L’universo disintermediato per eccellenza è quello di Internet, e non è un caso che già il Renzi sindaco di Firenze si affidava ai “social” per comunicare direttamente con i cittadini. Né l’attacco ai sindacati (in particolare IL NUOVO CORSO è la fine della concertazione vecchio stile, dei veti e della professionalizzazione dei corpi intermedi alla Cgil) e alla loro volontà di imporre veti all’azione di governo tramite lo strumento delle concertazione nasce nelle ultime settimane, con la polemica sul Jobs act.

 

Nella primavera del 2011 il sindaco Renzi, intervenendo a In ora su Rai Tre, difende la scelta di aver permesso l’apertura dei negozi del centro storico di Firenze per il primo maggio. E attacca i sindacati che «fatturano centinaia di milioni di euro» e «rappresentano per il 54% i pensionati che hanno uno spazio, ma chi ha 30 anni non lo ha». È di allora la definizione dei sindacati come «coperta di Linus della sinistra». In quella stessa primavera del 2011, di fronte a scioperi cittadini indetti dalla Cgil su vari fronti, Renzi risponde (su Facebook, ovviamente) con parole molto simili a quelle pronunciate in queste ore: «Se i sindacati fiorentini hanno voglia di confrontarsi con noi bene. Se invece prevale la linea di qualche barricadero fuori stagione si sappia che hanno sbagliato obiettivo. Mi hanno eletto i cittadini. Se vorranno mi manderanno a casa i cittadini, non un sindacato in cerca di visibilità».

 

Né si può dire che il Jobs act sia un’improvvisata delle ultime settimane. La flexecurity modello Ichino è già, nero su bianco, nel programma delle primarie per la premiership del 2012. E durante quella campagna elettorale Renzi è piuttosto chiaro sulla questione articolo 18: «Sarà sbrigativo. Ma l’articolo 18 è un feticcio, un totem ideologico attorno al quale c’è una grande danza degli addetti ai lavori».

 

Fine della concertazione vecchio stile, fine dei veti, fine della professionalizzazione dei corpi intermedi.
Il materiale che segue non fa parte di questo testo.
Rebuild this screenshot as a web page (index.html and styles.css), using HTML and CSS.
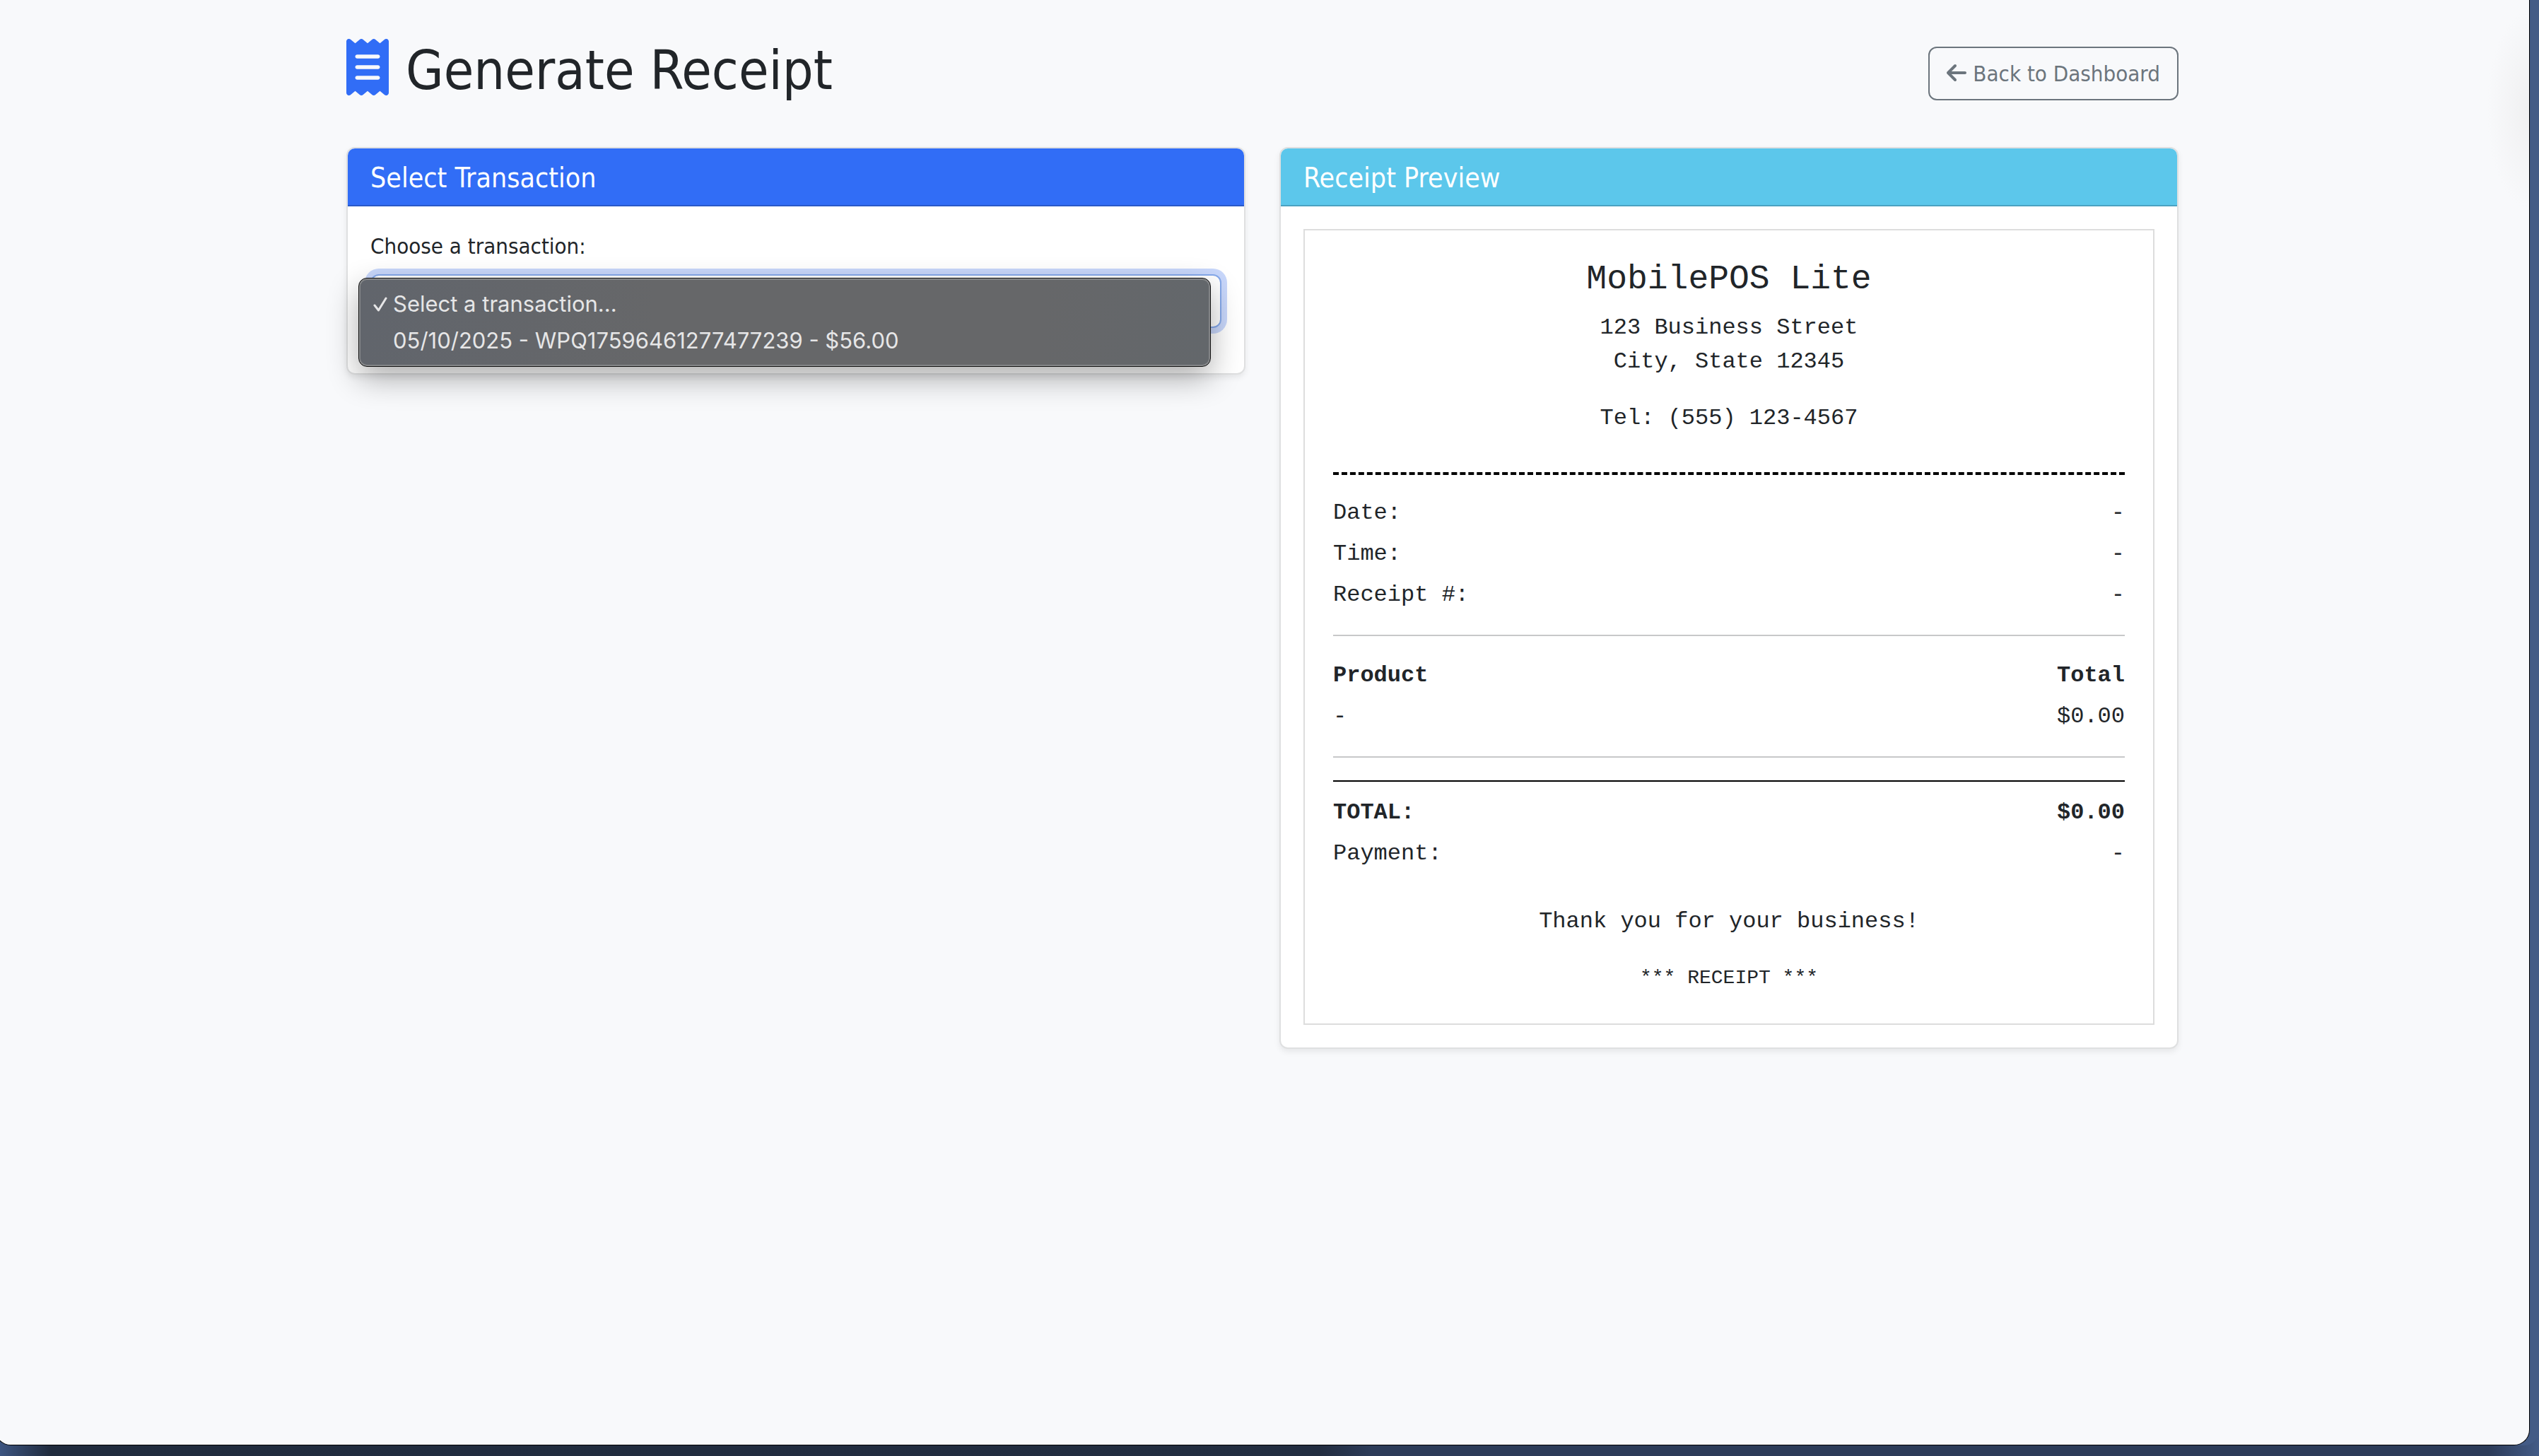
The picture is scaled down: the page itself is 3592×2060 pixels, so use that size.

Se lo strumento della concertazione è stato superato nella prassi di governo da Mario Monti, Renzi è il primo a teorizzarne la fine. Il sindacato deve tornare a fare il sindacato, anche nell’ottica di dare maggior peso alla contrattazione aziendale rispetto a quella sindacale. Aiuta la provenienza non comunista-diessina del giovane leader in questa rottura definitiva della vecchia cinghia di trasmissione? Forse, ma fino a un certo punto. «La novità di questa stagione è che la nuova classe dirigente democratica è partita da un reset, un azzeramento dei vecchi schemi della politica», riflette sempre Romano, che quel vecchio mondo ha descritto nel suo libro del 2007 “Compagni dì scuola: Ascesa e declino dei post-comunisti”. «Anche il modo di essere cattolico in politica di Renzi è disintermediato, non più corporativo».